売上に繋がるようなことをやってもらいたいということで、半分は販促費。残りは、帰ってこなくてもいいから、将来に繋がるようにノウハウを貯めること、それに使っているお金なんだ、というふうに上の人は捉えてあげることをお勧めします。

「失敗してもいい」と伝えないと、現場が萎縮してしまう

そうでないと、身動きが取れなくなっちゃうんですね。今ってほんとうにノウハウが細分化していて、ある1つのノウハウがすべての業種に通用するとか、同じ業種であったとしても、それが他の企業にそのまま通用するかというと、通用しないパターンのほうが全然多いです。

なのでやってみたけど、全然あそこと同じようにうまく行かなかったなんてことはよくあるんです。それに巷に転がっている事例なんていうのは、当然大事な部分、本当にコアな部分ていうのは公開していないですから。コアな部分、書かれていない部分にミソがあったりするわけです。

こういうのって、どうしようもないんですよね。なのでやってみて、ダメだったらダメだった原因を探って次に繋げるしかありません。そういった意味で、まず投資という考え方を持ってあげてください。

現場の人にも、半分は投資だから失敗してもいい。ただ絶対にそこから次のアクションに繋げられる情報を得ろ、ノウハウを得ろ、ということだけ伝えてあげてください。

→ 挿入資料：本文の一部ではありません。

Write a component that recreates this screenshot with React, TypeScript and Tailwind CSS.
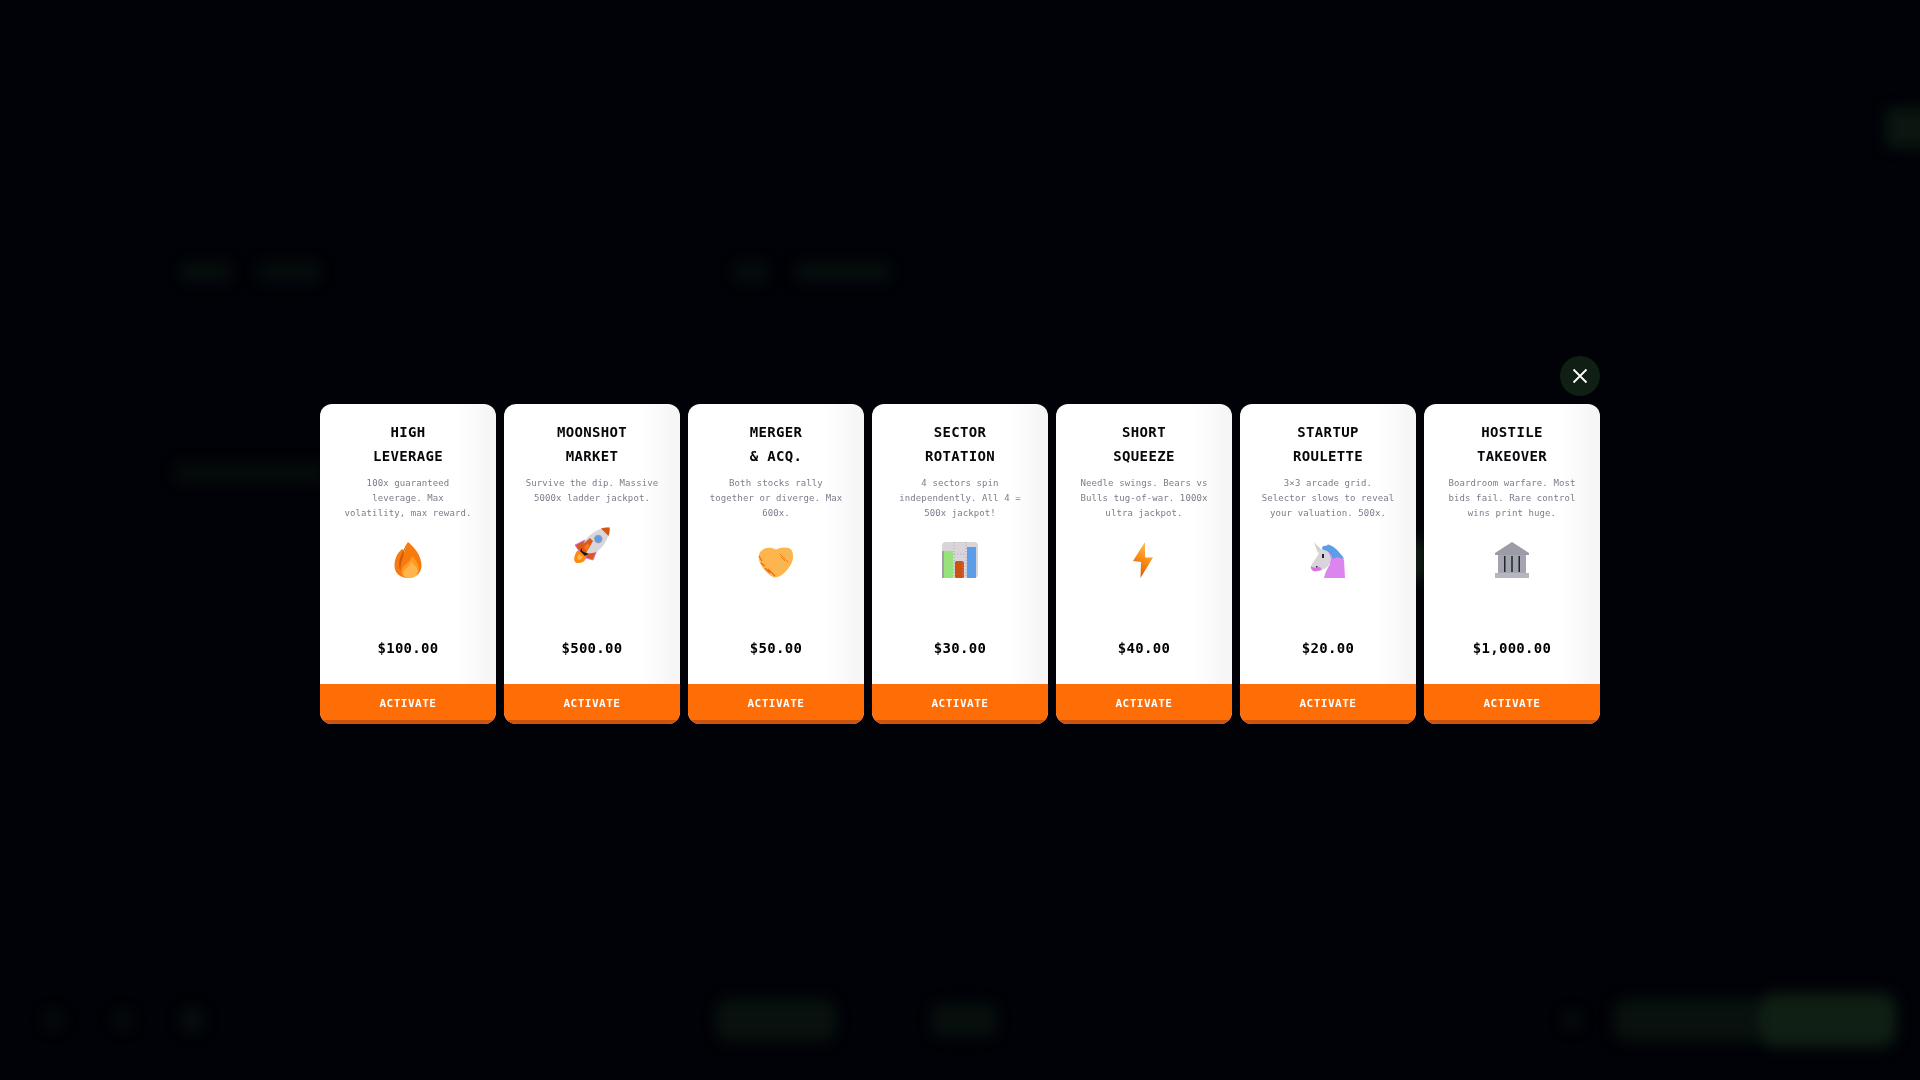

そうすると現場は一気に動き出します。

現場はだいたい、「これやってうまくいかなかったら上に怒られるんじゃないかな」とか、「これやってみたいけど、うまくいけるっていう稟議書を書くほどのことじゃないな」というようなことで、悩んで、足踏みして、何もできないで終わってしまう。そんなケースが非常に多いです。

これをそのまま放置するとどうなっていくかというと、効果があったんだか、ないんだかわからないような小さなことを繰り返すだけで、大きな成果に繋がらないような組織体になってしまいます。

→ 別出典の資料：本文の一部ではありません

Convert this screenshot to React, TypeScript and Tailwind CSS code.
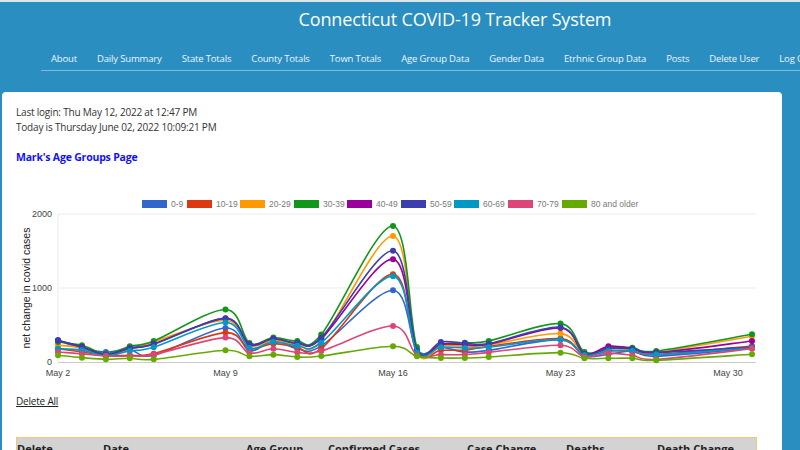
import React from "react";

const NAV = [
  "About",
  "Daily Summary",
  "State Totals",
  "County Totals",
  "Town Totals",
  "Age Group Data",
  "Gender Data",
  "Etrhnic Group Data",
  "Posts",
  "Delete User",
  "Log Out",
];

// weekdays in May 2022 that have data (day of month)
const DAYS = [2, 3, 4, 5, 6, 9, 10, 11, 12, 13, 16, 17, 18, 19, 20, 23, 24, 25, 26, 27, 31];

const SERIES: { label: string; color: string; data: number[] }[] = [
  { label: "0-9", color: "#3366cc", data: [293, 180, 135, 167, 90, 460, 149, 293, 180, 217, 970, 158, 200, 135, 158, 302, 81, 104, 149, 77, 190] },
  { label: "10-19", color: "#dc3912", data: [180, 135, 90, 90, 113, 397, 180, 248, 200, 180, 1187, 120, 158, 160, 212, 316, 90, 149, 140, 100, 217] },
  { label: "20-29", color: "#ff9900", data: [226, 190, 90, 170, 271, 564, 220, 290, 240, 290, 1702, 140, 220, 212, 230, 384, 100, 180, 170, 131, 348] },
  { label: "30-39", color: "#109618", data: [271, 226, 113, 212, 284, 709, 257, 330, 284, 370, 1837, 203, 239, 260, 284, 519, 135, 194, 194, 149, 375] },
  { label: "40-49", color: "#990099", data: [290, 205, 95, 185, 245, 587, 235, 315, 255, 316, 1390, 150, 240, 235, 240, 460, 105, 212, 180, 125, 284] },
  { label: "50-59", color: "#3b3eac", data: [293, 200, 100, 190, 239, 590, 240, 310, 260, 330, 1503, 158, 271, 257, 250, 470, 110, 180, 180, 130, 200] },
  { label: "60-69", color: "#0099c6", data: [180, 160, 85, 150, 200, 533, 190, 270, 220, 260, 1160, 130, 200, 190, 200, 300, 90, 150, 150, 100, 190] },
  { label: "70-79", color: "#dd4477", data: [135, 110, 80, 81, 100, 330, 122, 180, 130, 149, 487, 90, 99, 99, 130, 226, 70, 120, 90, 36, 180] },
  { label: "80 and older", color: "#66aa00", data: [90, 59, 36, 50, 36, 158, 77, 99, 68, 81, 212, 77, 54, 54, 68, 126, 50, 50, 50, 23, 104] },
];

// legend swatch x positions (svg coords)
const LEGEND_X = [140, 185, 238, 292, 345, 399, 452, 506, 560];

const X0 = 56;
const DAY_W = 23.93;
const Y0 = 170;
const Y_PER = 148 / 2000;

const px = (day: number) => X0 + (day - 2) * DAY_W;
const py = (v: number) => Y0 - v * Y_PER;

function smoothPath(pts: [number, number][]) {
  let d = `M${pts[0][0]},${pts[0][1]}`;
  for (let i = 0; i < pts.length - 1; i++) {
    const p0 = pts[i - 1] ?? pts[i];
    const p1 = pts[i];
    const p2 = pts[i + 1];
    const p3 = pts[i + 2] ?? p2;
    const c1x = p1[0] + (p2[0] - p0[0]) / 6;
    const c1y = p1[1] + (p2[1] - p0[1]) / 6;
    const c2x = p2[0] - (p3[0] - p1[0]) / 6;
    const c2y = p2[1] - (p3[1] - p1[1]) / 6;
    d += ` C${c1x},${c1y} ${c2x},${c2y} ${p2[0]},${p2[1]}`;
  }
  return d;
}

function AgeChart() {
  return (
    <svg width={780} height={190} className="block" style={{ fontFamily: '"Liberation Sans", Arial, sans-serif' }}>
      {SERIES.map((s, i) => (
        <g key={s.label} transform={`translate(${LEGEND_X[i]},0)`}>
          <rect x={0} y={8} width={25} height={8} fill={s.color} />
          <text x={29} y={15} fontSize={8.5} fill="#7a7a7a">
            {s.label}
          </text>
        </g>
      ))}

      <line x1={X0} x2={754} y1={22} y2={22} stroke="#ebebeb" />
      <line x1={X0} x2={754} y1={96} y2={96} stroke="#ebebeb" />
      <line x1={X0} x2={X0} y1={22} y2={170} stroke="#ebebeb" />
      <line x1={X0} x2={754} y1={170.5} y2={170.5} stroke="#cccccc" />

      <text x={50} y={25} fontSize={9} fill="#444" textAnchor="end">2000</text>
      <text x={50} y={99} fontSize={9} fill="#444" textAnchor="end">1000</text>
      <text x={50} y={173} fontSize={9} fill="#444" textAnchor="end">0</text>

      {[2, 9, 16, 23, 30].map((d) => (
        <text key={d} x={px(d)} y={184} fontSize={9} fill="#444" textAnchor="middle">
          May {d}
        </text>
      ))}

      <text transform="translate(28,96) rotate(-90)" fontSize={10.5} fill="#222" textAnchor="middle">
        net change in covid cases
      </text>

      {SERIES.map((s) => {
        const pts = s.data.map((v, i) => [px(DAYS[i]), py(v)] as [number, number]);
        return (
          <g key={s.label}>
            <path d={smoothPath(pts)} fill="none" stroke={s.color} strokeWidth={1.6} />
            {pts.map(([x, y], i) => (
              <circle key={i} cx={x} cy={y} r={3} fill={s.color} />
            ))}
          </g>
        );
      })}
    </svg>
  );
}

const COLS = [
  { label: "Delete", w: "w-[86px]" },
  { label: "Date", w: "w-[143px]" },
  { label: "Age Group", w: "w-[82px]" },
  { label: "Confirmed Cases", w: "w-[139px]" },
  { label: "Case Change", w: "w-[99px]" },
  { label: "Deaths", w: "w-[91px]" },
  { label: "Death Change", w: "flex-1" },
];

export default function App() {
  return (
    <div
      className="h-[450px] w-[800px] overflow-hidden border-t-2 border-[#dde6ec] bg-[#2a8ec1]"
      style={{ fontFamily: '"Open Sans", "Noto Sans", sans-serif' }}
    >
      <header className="text-white">
        <h1 className="flex h-[34px] items-center justify-center pl-[110px] text-[18px] leading-none tracking-[-0.15px]">
          Connecticut COVID-19 Tracker System
        </h1>
        <nav className="ml-[41px] mt-[8px] flex h-[27px] w-[900px] items-center border-b border-[#7fbcdb] pt-[4px] text-[9.5px] tracking-[-0.16px] whitespace-nowrap text-[#eef6fb]">
          {NAV.map((n) => (
            <a key={n} className="px-[10px]">
              {n}
            </a>
          ))}
        </nav>
      </header>

      <main className="ml-[2px] mt-[21px] h-[400px] w-[780px] rounded-[4px] bg-white pt-[13px]">
        <div className="px-[14px] text-[10px] leading-[15px] tracking-[-0.2px] text-[#333]">
          <p>Last login: Thu May 12, 2022 at 12:47 PM</p>
          <p>Today is Thursday June 02, 2022 10:09:21 PM</p>
          <p className="mt-[15px] text-[10.5px] font-bold text-[#1010ff]">Mark's Age Groups Page</p>
        </div>

        <div className="mt-[27px]">
          <AgeChart />
        </div>

        <div className="px-[14px] pt-[12px] text-[10px] leading-[15px] tracking-[-0.2px] text-[#222]">
          <a className="underline">Delete All</a>
        </div>

        <div className="mx-[14px] mt-[28px] flex h-[24px] w-[741px] items-center border border-[#f5c674] bg-[#d3d3d3] text-[11px] font-bold text-[#222]">
          {COLS.map((c) => (
            <div key={c.label} className={c.w}>
              {c.label}
            </div>
          ))}
        </div>
      </main>
    </div>
  );
}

でもそれって、経営者の方とか、上の役員の方が望んでいることではないですよね。そういうことではなくて、きちんと会社に大きく貢献する部門であったり、チームになってもらいたいわけですよね。

そうしたら最初しばらくは、例えば半年までは半分は投資だと思っているから好きにやってくれと。ただしフィードバック等は絶対にしてくれと。なんでもかんでもやっていいわけじゃなくて、「50パーセントぐらいの確率でいけると思ったらやってもいいよ」みたいな基準を設けて、動いてもらう。こういう形で下のプレーヤーを動かしていただくことをお勧めします。

現場のレベルアップのために、上司ができること

そうしないと、ほんとうに先細りになってしまって、全然全然何もしないで終わっちゃうんですよ。そうすると、進化もしない、発展もしない、スキルアップもしない、企業としても全然前に進んでいない、という状況になってしまいます。

ですので、まず最初は、お金を投資する。悪い言い方をすれば、どぶに捨てると言いますか、帰ってこなくてもいいと考える。ただ、ちゃんとフィードバックはしてください、ということでWebの施策を進める。

こんな形でプレーヤーを動かしていっていただくことをお勧めします。こういった内容はプレーヤーからは言い出しづらいものですから、ぜひ上の方からそういう方針を出してあげてください。

あるほど度成果が見込まれるようになって、プレーヤーが、「これをやったらこれぐらいの投資対効果が見込めますよ」と計算できるようになってきたら、だんだん投資の割合を減らしていって、最終的には「販促を君らに任せよう」という状況に持っていく。

というふうに、段階的に育てていくことをお勧めします。恐らくそれぐらいになってくると、現場はレベルアップしてるはずです。投資対効果とか、広告の投下に対する費用対効果とかをきちんと算出できるようになる。あるいは見積もりできるようになる。これは結構すごいスキルなんですよね。

機械的にできる部分もありますけども、できない部分のほうが多いので、それができるようになっているということは、かなりのレベルアップなので、ぜひそういったところまで成長させてあげられるように考えていっていただければ、と思います。